It is said that there are two Fights you have to win in a Self-Defense Shooting, the first is of course, the incident itself and the second is the Legal Battle afterwards. If you carry a gun concealed or openly or keep guns in the house for self-defense, READ THIS! Knowledge is Power, and it does not make good sense to spend thousands of dollars on weapons and training and not spend any time or money preparing for the LEGAL fight. Prepare now in every aspect! -SF
As a criminal defense attorney, I have been representing people charged with gun related criminal offenses for well over twenty years. During that time, I have been lead counsel in several hundred gun related criminal offenses including 1st-degree murder, drive-by shootings, aggravated assault, disorderly conduct, unlawful discharge and many more serious felony level offenses. I have represented people in countless misconduct with weapons and prohibited possessor criminal charges as well. In short, I have represented more people than I could possibly count in serious gun related criminal cases in both state and federal courts. There are few ways a person can get into big trouble more quickly than to misuse a firearm.
The decision to keep and bear arms is a serious one. It is also a decision that necessarily comes with great responsibility. All gun owners are required to know and follow the law. As you have heard many times, ignorance of the law is no excuse. Especially in cases involving firearms, you would be well served to study the law, and to think about its application before carrying, or even owning, a firearm.
This article is no substitute for studying the law regarding firearms and self-defense. Reading this article will not teach you everything you need to know about carrying or using a firearm; far from it. I recommend that all gun owners take an initial comprehensive gun safety class as well as a refresher class on a regular basis from a qualified instructor. Carrying a firearm is a huge responsibility. There is no room for error. I have seen many lives changed forever based on an erroneous split second decision or an honest mistake.

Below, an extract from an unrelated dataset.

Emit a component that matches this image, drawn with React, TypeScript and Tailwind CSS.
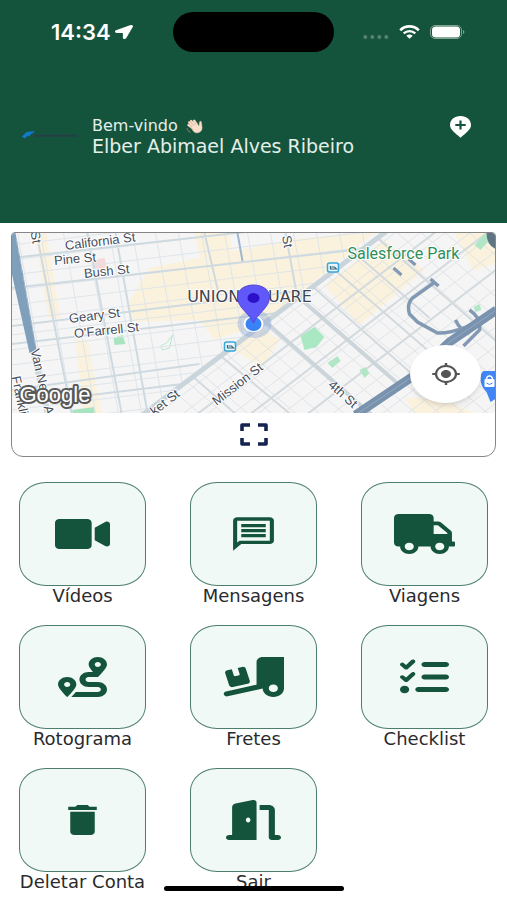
import type { ComponentType, SVGProps } from 'react';
import { FaLocationArrow, FaRoute, FaTruck, FaVideo } from 'react-icons/fa';
import { FaDoorOpen, FaListCheck, FaTruckRampBox } from 'react-icons/fa6';
import { MdDelete, MdMyLocation, MdOutlineMessage } from 'react-icons/md';

interface MenuItem {
  label: string;
  icon: ComponentType<SVGProps<SVGSVGElement>>;
  size: string;
}

const menuItems: MenuItem[] = [
  { label: 'Vídeos', icon: FaVideo, size: 'w-[55px] h-10' },
  { label: 'Mensagens', icon: MdOutlineMessage, size: 'w-[49px] h-10' },
  { label: 'Viagens', icon: FaTruck, size: 'w-[61px] h-10' },
  { label: 'Rotograma', icon: FaRoute, size: 'w-[49px] h-10' },
  { label: 'Fretes', icon: FaTruckRampBox, size: 'w-[61px] h-10' },
  { label: 'Checklist', icon: FaListCheck, size: 'w-[49px] h-10' },
  { label: 'Deletar Conta', icon: MdDelete, size: 'w-[49px] h-10' },
  { label: 'Sair', icon: FaDoorOpen, size: 'w-[55px] h-10' },
];

function StatusBar() {
  return (
    <div className="grid grid-cols-3 items-center px-3 pt-3">
      <div className="flex items-center gap-1 pl-[39px] text-white">
        <span className="font-['Inter'] text-[22px] leading-10 font-semibold">14:34</span>
        <FaLocationArrow className="h-[14px] w-[18px]" preserveAspectRatio="none" />
      </div>
      <div className="h-10 rounded-full bg-black" />
      <div className="flex items-center justify-end gap-[10px] pr-[30px]">
        <svg viewBox="0 0 26 4" className="mt-[9px] h-1 w-[26px] fill-[#56836f]">
          <circle cx="2.3" cy="2" r="2" />
          <circle cx="9.3" cy="2" r="2" />
          <circle cx="16.3" cy="2" r="2" />
          <circle cx="23.3" cy="2" r="2" />
        </svg>
        <svg viewBox="0 0 21 14" className="h-[14px] w-[21px]" fill="none" stroke="#fff">
          <path d="M1.2 5.2C6.5 .1 14.500 .1 19.800 5.200" strokeWidth="2.600" />
          <path d="M4.700 8.400c3.300-3 8.300-3 11.600 0" strokeWidth="2.400" />
          <path d="M7.300 10.800c1.900-1.600 4.500-1.600 6.400 0L10.500 13.700z" fill="#fff" stroke="none" />
        </svg>
        <svg viewBox="0 0 35 14" className="h-[14px] w-[35px]">
          <rect x=".5" y=".5" width="31" height="13" rx="4.500" fill="none" stroke="#7fa292" />
          <rect x="2" y="1.500" width="28" height="11" rx="3.500" fill="#fff" />
          <path d="M33 5c1.800.5 1.800 3.500 0 4z" fill="#7fa292" />
        </svg>
      </div>
    </div>
  );
}

function BrandLogo() {
  return (
    <svg viewBox="0 0 56 9" className="h-[9px] w-14" role="img" aria-label="Logo">
      <path d="M0 5.500 4 1.500Q5.500.4 8 .4H13.500L9 3.300 7.500 5H5.500L2.500 7.500z" fill="#1378c8" />
      <path d="M10 4 13 3h38l4 .5-2 2.800H10z" fill="#254b49" />
      <path d="M13 4.700H55" stroke="#1b403e" strokeWidth="2" strokeDasharray="3 1" />
    </svg>
  );
}

function WavingHand() {
  return (
    <svg viewBox="0 0 18 15" className="h-[15px] w-[18px]" fill="none" strokeLinecap="round" strokeLinejoin="round">
      <path d="m6.500 9-4-3M7.500 7.500 3.200 3.400M9 6.200 5.200 2M10.700 5.500 8.200 1.700" stroke="#c9a68f" strokeWidth="2.500" />
      <path d="m6.500 9-4-3M7.500 7.500 3.200 3.400M9 6.200 5.200 2M10.700 5.500 8.200 1.700" stroke="#f7dfcb" strokeWidth="1.800" />
      <path d="M5 7.500 10.500 4l2.500 3 .4-3.600c.2-1.500 2-1.300 2.100 0l.6 5c.2 3.200-2.200 5.400-5 5.500-3 .1-4.700-2-6.100-6.400z" fill="#f7dfcb" stroke="#d8b59c" strokeWidth=".5" />
      <path d="M1 9.500c.5 1.700 1.500 2.900 3 3.700" stroke="#b98b6d" strokeWidth=".8" />
    </svg>
  );
}

function Header() {
  return (
    <header className="h-[223px] bg-[#15543c]">
      <StatusBar />
      <div className="mt-16 flex items-start pr-9 pl-[22px]">
        <div className="mt-[15px] mr-[14px]">
          <BrandLogo />
        </div>
        <div className="flex-1 font-['DejaVu_Sans',sans-serif] text-[#e4efea]">
          <p className="flex items-center gap-2 text-base leading-5">
            Bem-vindo <WavingHand />
          </p>
          <p className="text-[19px] leading-5">Elber Abimael Alves Ribeiro</p>
        </div>
        <button type="button" aria-label="Adicionar local">
          <svg viewBox="0 0 21 22" className="h-[22px] w-[21px]">
            <path d="M10.500 0C4.500 0 0 3.800 0 9c0 4.500 4.500 7.500 10.500 12.700C16.500 16.500 21 13.500 21 9c0-5.200-4.500-9-10.500-9z" fill="#fff" />
            <path d="M5.300 9h10.400M10.500 4.600v8.800" stroke="#15543c" strokeWidth="2.200" />
          </svg>
        </button>
      </div>
    </header>
  );
}

const steps = (from: number, to: number, by: number) =>
  Array.from({ length: Math.floor((to - from) / by) + 1 }, (_, i) => from + i * by);

function MapStreets() {
  return (
    <>
      {/* north of Market */}
      <g clipPath="url(#north)">
        <path d="M150 268 300 238 375 233 260 325 215 340 200 320 135 322 128 305z" fill="#fbf2dd" />
        <path d="M35 233h12l14 85H49zM76 340l12 0 14 73H84zM195 233l34 0 14 60-34 8z" fill="#fbf2dd" />
        <path d="m93 260 12-2 3 10-12 2z" fill="#f8d9da" />
        <path d="m114 338 9-3 3 9-11 1z" fill="#a9e4c1" />
        <path d="M72 410l23-3v6H72z" fill="#a9e4c1" />
        <path d="m161 346 6-3 6-8-3 13-7 2z" fill="none" stroke="#b9e8cc" />
        <g stroke="#dfe5e9" strokeWidth="1">
          {steps(245, 470, 15).map((y) => (
            <path key={y} d={`M12 ${y}L400 ${y - 47}`} />
          ))}
          {steps(18, 370, 23).map((x) => (
            <path key={x} d={`M${x} 233l32 180`} />
          ))}
        </g>
        <g stroke="#cfdae0" strokeWidth="2">
          <path d="M12 258 390 216M12 288 390 246M12 326 390 280M12 344 390 300M12 390 200 364M50 400 200 382M37 233 72 413M88 233l34 180M116 233l32 180M205 233l14 60M286 233l14 76" />
        </g>
        <path d="M238 233l5 28" stroke="#9db8cd" strokeWidth="2" />
      </g>

      {/* south of Market */}
      <g clipPath="url(#south)">
        <path d="M325 285 385 240 425 270 360 325zM258 325 280 340 262 368 235 350zM405 398l35 0 35 15h-60zM455 233l41 0 0 30-22 8z" fill="#fbf2dd" />
        <g stroke="#e0e3e6" strokeWidth="1">
          {steps(290, 760, 19).map((y) => (
            <path key={y} d={`M120 ${y + 20}l400 -305`} />
          ))}
          {steps(-60, 480, 24).map((x) => (
            <path key={x} d={`M${x} 190l290 249`} />
          ))}
        </g>
        <g stroke="#d3dade" strokeWidth="2">
          <path d="M190 420 440 229M243 420 490 231M300 420 500 267M300 275 425 385M333 268 465 382M352 250 430 318M372 233 500 344M220 355 298 420M195 378 243 420" />
        </g>
        <path d="M250 308 378 420M285 285 400 385" stroke="#cbd5da" strokeWidth="4" />
        <path d="m301 336 14-9 10 10-8 10-12 3z" fill="#a9e8c3" />
        <path d="m328 363 10-7 3 5-8 7zM360 370l6-3 4 6-5 5zM474 307l6-3 2 6-6 2zM475 245l10-11 8 3-12 13z" fill="#b1e7c7" />
        <g fill="none" stroke="#8199b3" strokeWidth="3.500">
          <path d="M434 283 413 298Q407 304 410 314L418 322 438 333Q460 334 496 312M431 279l8 7M470 310Q482 318 480 330L464 346M456 320q5 11 14 13" />
          <path d="M394 268l8 7M409 259l7 6" strokeWidth="3" />
        </g>
        <path d="M356 415 414 376 450 342 497 310" fill="none" stroke="#7992ad" strokeWidth="9" />
        <path d="M356 415 414 376 450 342 497 310" fill="none" stroke="#92a9bf" strokeWidth="1" />
      </g>
      <path d="M120 432 390 229" stroke="#cad5db" strokeWidth="5" />

      {/* Van Ness */}
      <path d="M33 348 48 413" stroke="#cfd9e0" strokeWidth="6" />
      <path d="M12 233h4l7 38 14 79-7 3-15-67-3-14z" fill="#7f9fbb" />
      <path d="M17 240 36 346" stroke="#a9bfd2" strokeDasharray="6 3" />
    </>
  );
}

function MapLabels() {
  return (
    <>
      <g
        className="font-['Liberation_Sans',sans-serif] text-[13px]"
        fill="#464d59"
        stroke="#fff"
        strokeWidth="2"
        paintOrder="stroke"
      >
        <text transform="translate(66 250) rotate(-7)">California St</text>
        <text transform="translate(55 265) rotate(-5)">Pine St</text>
        <text transform="translate(85 278) rotate(-6)">Bush St</text>
        <text transform="translate(70 323) rotate(-7)">Geary St</text>
        <text transform="translate(75 338) rotate(-6)">O'Farrell St</text>
        <text transform="translate(31 232) rotate(80)">St</text>
        <text transform="translate(280 222) rotate(80)">ry St</text>
        <text transform="translate(31 350) rotate(77)">Van Ness Av</text>
        <text transform="translate(12 377) rotate(78)">Franklin</text>
        <text transform="translate(155 416) rotate(-38)">ket St</text>
        <text transform="translate(217 406) rotate(-38)">Mission St</text>
        <text transform="translate(328 386) rotate(42)">4th St</text>
      </g>
      <text
        x="348"
        y="259"
        className="font-['Roboto',sans-serif] text-base"
        fill="#2e8f5a"
        stroke="#fff"
        strokeWidth="2"
        paintOrder="stroke"
      >
        Salesforce Park
      </text>
      <text
        x="250"
        y="302"
        textAnchor="middle"
        className="font-['DejaVu_Sans',sans-serif] text-base"
        fill="#3f4550"
        stroke="#fff"
        strokeWidth="2"
        paintOrder="stroke"
      >
        UNION SQUARE
      </text>
      <text
        x="20"
        y="402"
        className="font-['Liberation_Sans',sans-serif] text-[22px]"
        fill="#fff"
        stroke="#595959"
        strokeWidth="4"
        strokeLinejoin="round"
        paintOrder="stroke"
      >
        Google
      </text>
    </>
  );
}

function MapView() {
  return (
    <svg viewBox="12 233 484 180" preserveAspectRatio="xMidYMid slice" className="h-[180px] w-full">
      <defs>
        <clipPath id="north">
          <path d="M12 233H385L120 432H12z" />
        </clipPath>
        <clipPath id="south">
          <path d="M385 233H496V413H145z" />
        </clipPath>
      </defs>
      <rect x="12" y="233" width="484" height="180" fill="#f5f5f6" />
      <MapStreets />

      {/* transit stops */}
      {[
        [225, 342],
        [328, 263],
      ].map(([x, y]) => (
        <g key={x}>
          <rect x={x} y={y} width="11" height="9" rx="2" fill="#e9f6fd" stroke="#39a6d8" strokeWidth="1.500" />
          <path d={`M${x + 3} ${y + 3}v3h6l-2-2h-3`} fill="none" stroke="#3a6378" strokeWidth="1.200" />
        </g>
      ))}

      {/* shop marker */}
      <path d="M484 371h12v28l-5 3-4-10q-6-6-6-13 0-6 3-8z" fill="#4285f4" />
      <rect x="485" y="379" width="10" height="8" rx="1" fill="#fff" />
      <path d="M487 380q0-4 3-4t3 4" fill="none" stroke="#fff" strokeWidth="1.500" />
      <path d="M487 383q3 3 6 0" fill="none" stroke="#4285f4" />
      <path d="M487 233h9v16q-9-4-9-16z" fill="#607583" />

      <MapLabels />

      {/* user position and pin */}
      <ellipse cx="255" cy="324" rx="17" ry="14" fill="#7f9fd6" opacity=".35" />
      <ellipse cx="254" cy="324" rx="10" ry="8" fill="#fff" />
      <ellipse cx="254" cy="324" rx="8" ry="7" fill="#3b82f6" />
      <path d="M254 323C250 313 238 308 238 297c0-8 8-12 16-12s16 4 16 12c0 11-12 16-16 26z" fill="#6158fa" stroke="#5147d6" />
      <ellipse cx="254" cy="298" rx="6" ry="5" fill="#2b12c9" />
    </svg>
  );
}

function MapCard() {
  return (
    <section className="mx-[11px] mt-[9px] overflow-hidden rounded-t rounded-b-xl border border-[#868686]">
      <div className="relative">
        <MapView />
        <button
          type="button"
          aria-label="Minha localização"
          className="absolute right-[14px] bottom-[10px] flex h-[58px] w-[71px] items-center justify-center rounded-[50%] bg-white text-[#555] shadow-md"
        >
          <MdMyLocation className="h-6 w-[30px]" preserveAspectRatio="none" />
        </button>
      </div>
      <button type="button" aria-label="Expandir mapa" className="flex h-[43px] w-full items-center justify-center">
        <svg viewBox="0 0 28 23" className="h-[23px] w-7" fill="none" stroke="#14234f" strokeWidth="3.600" strokeLinejoin="round">
          <path d="M10 2H2V8M18 2h8V8M10 21H2V15M18 21h8V15" />
        </svg>
      </button>
    </section>
  );
}

export default function App() {
  return (
    <div className="min-h-screen overflow-hidden bg-white">
      <Header />
      <MapCard />

      <nav className="mt-[25px] grid grid-cols-3 gap-x-11 gap-y-[19px] px-[19px]">
        {menuItems.map(({ label, icon: Icon, size }) => (
          <button key={label} type="button" className="flex flex-col items-stretch">
            <span className="flex h-[104px] items-center justify-center rounded-[27px/23px] border border-[#4c7f6b] bg-[#f0f9f5] text-[#15543c]">
              <Icon className={size} preserveAspectRatio="none" />
            </span>
            <span className="flex justify-center font-['DejaVu_Sans',sans-serif] text-lg leading-5 whitespace-nowrap text-[#2a2a2d]">
              {label}
            </span>
          </button>
        ))}
      </nav>

      {/* home indicator */}
      <div className="fixed bottom-[9px] left-1/2 h-[5px] w-[180px] -translate-x-1/2 rounded-full bg-black" />
    </div>
  );
}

This article is written to offer you some information based on my many years of personal experience representing people charged with gun related crimes. You are not likely to get this information in most firearms classes. If after reading it you become extremely conservative about pulling out your firearm, I have accomplished my purpose. As I often say at the countless legal seminars, I have presented at, “Don’t be an idiot with a gun.” I urge you to be a responsible gun owner and think carefully before you act. Your very freedom could well depend on it.
1. Do Not Make Any Statements After A Shooting
Many people have an urge to explain what happened to the police. Don’t! I wish I could simply ask you to just trust me on this and accept what I’m telling you. Despite what the media likes to report, I realize many shootings are actually justified. I realize many police officers are good people trying to do the right thing. This does not change my mind about remaining silent. That said, if you are anything like me, you need more information. I get it.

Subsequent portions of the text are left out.